Put another way, competence is the mandate of heaven. Incompetence means losing the mandate of heaven.
The first law of leadership is competence above all else. People are willing to tolerate a lot if the leader is good at his or her core job functions. People are willing to overlook a ton of negatives, if the leader is competent. Steve Jobs, the former CEO of Apple whose picture I used for this post, was known to be… ah… prickly. Famously impatient, treated people like shit, and very tough to work with or for. But… he was one of the most competent business leaders of the 20th century.
For the past several years, NAR’s leadership has lost the mandate of heaven because of incompetence. I don’t want to assume that the “leaders” are actually out to intentionally destroy NAR; but boy, if they had set out to do so… it’s hard to see what they would have done differently.
Sadly, while there are some real exceptions, far too many of the state and local leadership ranks are also filled with incompetence. Our crisis would not have gotten this far if there were far more competent leaders at all levels.
So what must be done?
In a way, it’s simple.
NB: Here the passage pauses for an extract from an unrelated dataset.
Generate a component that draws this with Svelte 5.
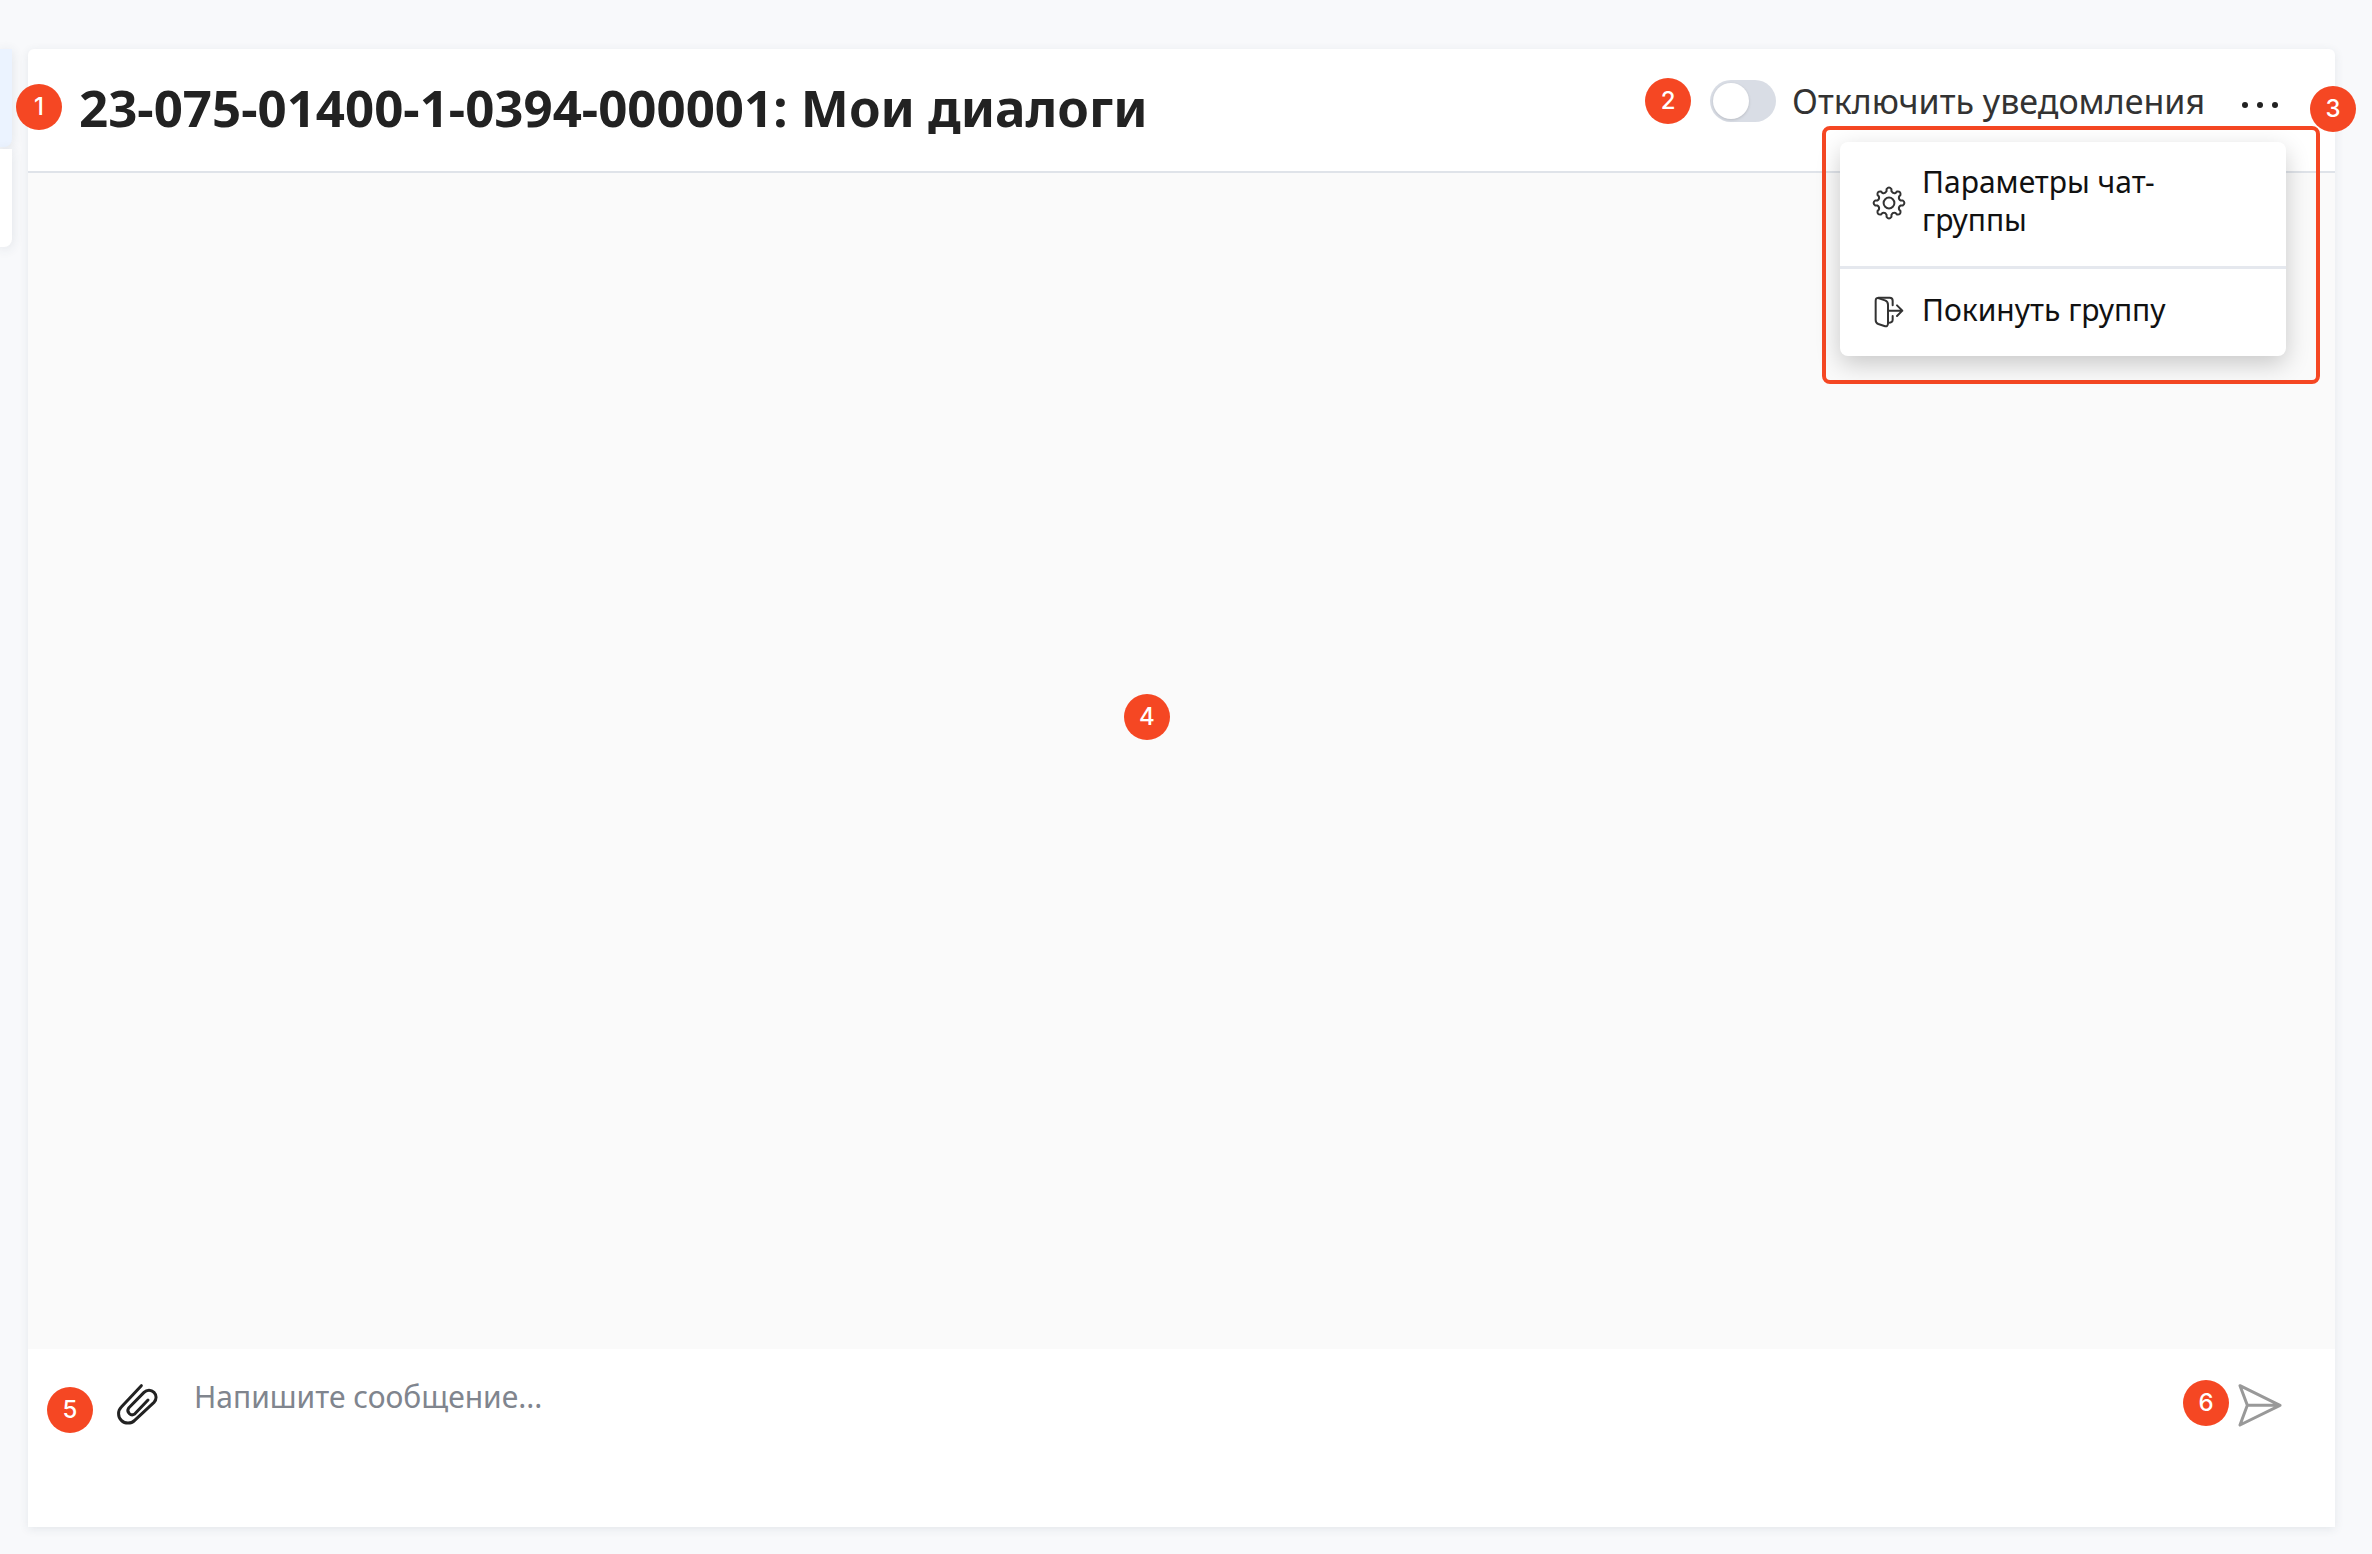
<script>
  let muted = $state(false);
  let message = $state('');

  // Outline of an eight-tooth gear centred on the origin
  const polar = (r, deg) => {
    const a = (deg * Math.PI) / 180;
    return `${(r * Math.cos(a)).toFixed(2)} ${(r * Math.sin(a)).toFixed(2)}`;
  };
  const gear =
    Array.from({ length: 8 }, (_, i) => {
      const a = i * 45;
      return `${i ? 'L' : 'M'}${polar(14, a - 10)} Q${polar(17, a)} ${polar(14, a + 10)} L${polar(12, a + 12)} Q${polar(10, a + 22.5)} ${polar(12, a + 33)}`;
    }).join(' ') + ' Z';
</script>

<div class="page">
  <aside class="dialogs" aria-label="Диалоги">
    <div class="dialog active"></div>
    <div class="dialog"></div>
  </aside>

  <main class="chat">
    <header class="head">
      <span class="badge b1">1</span>
      <h1>23-075-01400-1-0394-000001: Мои диалоги</h1>
      <div class="tools">
        <span class="badge">2</span>
        <label class="mute">
          <input type="checkbox" role="switch" bind:checked={muted} />
          <span>Отключить уведомления</span>
        </label>
        <button class="more" type="button" aria-label="Ещё">
          <svg viewBox="0 0 38 10" width="38" height="10"><circle cx="4" cy="5" r="3" /><circle cx="19" cy="5" r="3" /><circle cx="34" cy="5" r="3" /></svg>
        </button>
      </div>
      <span class="badge b3">3</span>
      <div class="frame">
        <div class="menu">
          <button type="button">
            <svg viewBox="-17 -17 34 34" width="34" height="34"><path d={gear} /><circle r="5.4" /></svg>
            <span>Параметры чат-группы</span>
          </button>
          <button type="button">
            <svg viewBox="69 433 102 102" width="34" height="34" class="wide">
              <path d="M80 450Q80 440 90 443L108 449Q117 452 117 462V518Q117 530 106 526L88 520Q80 517 80 508Z" />
              <path d="M88 441H122Q131 441 131 450V464M131 496V507Q131 516 118 516M120 480H160M144 464L160 480L144 496" />
            </svg>
            <span>Покинуть группу</span>
          </button>
        </div>
      </div>
    </header>

    <section class="messages"><span class="badge b4">4</span></section>

    <form class="composer" onsubmit={(e) => e.preventDefault()}>
      <span class="badge b5">5</span>
      <button type="button" class="attach" aria-label="Прикрепить файл">
        <svg viewBox="46 38 126 126" width="42" height="42"><path d="M122 46L62 110A28 28 0 0 0 102 150L160 96A21 21 0 0 0 130 66L84 113A13 13 0 0 0 102 131L142 89" /></svg>
      </button>
      <textarea aria-label="Сообщение" placeholder="Напишите сообщение..." bind:value={message}></textarea>
      <span class="badge b6">6</span>
      <button type="submit" class="send" aria-label="Отправить">
        <svg viewBox="262 190 132 132" width="44" height="44"><path d="M268 198L388 257L268 316L290 257ZM290 257H388" /></svg>
      </button>
    </form>
  </main>
</div>

<style>
  :global(body) {
    background: #f8f9fb;
  }
  .page {
    box-sizing: border-box;
    min-height: 100vh;
    display: flex;
    gap: 16px;
    padding: 49px 37px 27px 0;
    overflow: hidden;
    font-family: 'Noto Sans', 'Open Sans', sans-serif;
    color: #222;
  }
  button {
    border: 0;
    padding: 0;
    background: none;
    font: inherit;
    color: inherit;
    cursor: pointer;
  }
  svg {
    display: block;
    fill: none;
    stroke: #333;
    stroke-width: 2;
    stroke-linecap: round;
    stroke-linejoin: round;
  }
  .dialogs {
    width: 12px;
  }
  .dialog {
    height: 98px;
    margin-bottom: 2px;
    background: #fff;
    border-radius: 0 0 8px 0;
    box-shadow: 0 2px 12px rgba(50, 65, 90, 0.12);
  }
  .dialog.active {
    background: #ebf3ff;
  }
  .chat {
    flex: 1;
    display: flex;
    flex-direction: column;
    background: #fff;
    border-radius: 6px 6px 0 0;
    box-shadow: 0 2px 10px rgba(50, 65, 90, 0.1);
  }
  .head {
    position: relative;
    display: flex;
    justify-content: space-between;
    align-items: center;
    box-sizing: border-box;
    height: 124px;
    padding: 0 56px 6px 51px;
    border-bottom: 2px solid #dfe3e9;
  }
  h1 {
    margin: 0;
    font-size: 51px;
    line-height: 60px;
    font-weight: 700;
    white-space: nowrap;
  }
  .tools {
    display: flex;
    align-items: center;
    padding-bottom: 12px;
  }
  .mute {
    display: flex;
    align-items: center;
    gap: 16px;
    margin: 0 36px 0 19px;
    font-size: 34px;
    line-height: 44px;
    color: #333;
    white-space: nowrap;
  }
  input {
    appearance: none;
    display: flex;
    align-items: center;
    box-sizing: border-box;
    width: 66px;
    height: 42px;
    margin: 0;
    padding: 0 3px;
    border-radius: 21px;
    background: #d9dde5;
    cursor: pointer;
  }
  input::before {
    content: '';
    width: 36px;
    height: 36px;
    border-radius: 50%;
    background: #fff;
    box-shadow: 0 1px 3px rgba(0, 0, 0, 0.15);
  }
  input:checked {
    justify-content: flex-end;
    background: #3b82f6;
  }
  .more {
    padding-top: 8px;
  }
  .more svg {
    fill: #222;
    stroke: none;
  }
  .badge {
    flex: none;
    width: 46px;
    height: 46px;
    border-radius: 50%;
    background: #f54723;
    color: #fff;
    font: 500 24px/46px Inter, 'Liberation Sans', sans-serif;
    text-align: center;
  }
  .b1,
  .b3,
  .b4,
  .b5,
  .b6 {
    position: absolute;
  }
  .b1 {
    left: -12px;
    top: 35px;
  }
  .b3 {
    right: -21px;
    top: 37px;
    z-index: 3;
  }
  .frame {
    position: absolute;
    z-index: 2;
    top: 77px;
    right: 15px;
    box-sizing: border-box;
    width: 498px;
    padding: 12px 30px 24px 14px;
    border: 4px solid #f54723;
    border-radius: 8px;
  }
  .menu {
    background: #fff;
    border-radius: 8px;
    box-shadow: 0 8px 24px rgba(0, 0, 0, 0.2);
  }
  .menu button {
    display: flex;
    align-items: center;
    gap: 16px;
    box-sizing: border-box;
    width: 100%;
    height: 87px;
    padding: 0 80px 2px 32px;
    font-size: 30px;
    line-height: 38px;
    color: #111;
    text-align: left;
  }
  .menu button:first-child {
    height: 127px;
    border-bottom: 3px solid #e5e8ee;
  }
  .menu span {
    padding-bottom: 4px;
  }
  .menu svg {
    flex: none;
  }
  .menu .wide {
    stroke-width: 6;
  }
  .messages {
    flex: 1;
    position: relative;
    background: #fafafa;
  }
  .b4 {
    left: 48.5%;
    top: 46.3%;
    margin: -23px 0 0 -23px;
  }
  .composer {
    position: relative;
    display: flex;
    align-items: flex-start;
    box-sizing: border-box;
    height: 178px;
    padding: 28px 53px 28px 88px;
  }
  .b5 {
    left: 19px;
    top: 38px;
  }
  .b6 {
    right: 106px;
    top: 31px;
  }
  .attach,
  .send {
    flex: none;
    margin-top: 6px;
  }
  .attach svg {
    stroke: #222;
    stroke-width: 9;
  }
  .send svg {
    stroke: #999;
    stroke-width: 9;
  }
  textarea {
    flex: 1;
    align-self: stretch;
    margin: 0 80px 0 36px;
    padding: 0;
    border: 0;
    outline: 0;
    resize: none;
    background: none;
    color: #222;
    font: 30px/40px 'Noto Sans', 'Open Sans', sans-serif;
  }
  textarea::placeholder {
    color: #80858e;
    opacity: 1;
  }
</style>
Not easy, but simple: replace every single person in a leadership position with competent people. How?
Every elected leader in every REALTOR Association and/or MLS should immediately resign and run for office again. Emergency elections are a thing, and the staff can keep things going for a while. If those who have put together such a dismal track record refuse to step down, well, that should tell you everything you need to know about the institution.
The members should be asked to select leaders based solely on competence, without regard for race, gender, sexuality or anything else. Only competence matters and only competence should matter.
If members select leaders based on popularity, or because of what they want to do (as opposed to what they have already accomplished), then that’s on them. The organization will perish because incompetence leads to ruin, but the members voted in that ruin. No tears will be shed then.
The newly elected competent leaders — aka, the Board of Directors — should then evaluate every single staffer from the CEO on down based solely on competence. Use whatever metrics you want, because if you are competent yourself, you know what metrics matter. Hire slow and fire fast, with the goal of eliminating the incompetent and elevating the competent.
With a cadre of fresh leaders whose focus is on competent execution of the goals of the organization, Dar al-REALTOR has a chance to overcome the crisis, turn it into an opportunity, and emerge out the other end stronger than ever. Without competent leadership, there ain’t a snowball’s chance in hell.
The rest of us who are not in leadership positions have to start speaking up. We have to start agitating for competence. We have to demand more. Is that mean? Is that really not nice? C’est la vie, then. We can’t care anymore. Being nice to incompetent people is driving the entire industry into the ditch.
Enough already. Get competent, or get out.
-rsh
Meanwhile, the local association in my town is making DEI videos and bowling for RPAC. 🤡
My personal experience with REALTOR Association leadership is that the general membership could care less. who is President or on the Board of their local, state, or national association. Some of these so-called leaders are like peacocks that strut around in the imagined glow of their importance. When you check their sales figures, many of them are low producers.
Yes, some are good leaders who add value to the Association, but most of them are not permanent fixtures. They contribute their time and then go back to producing income.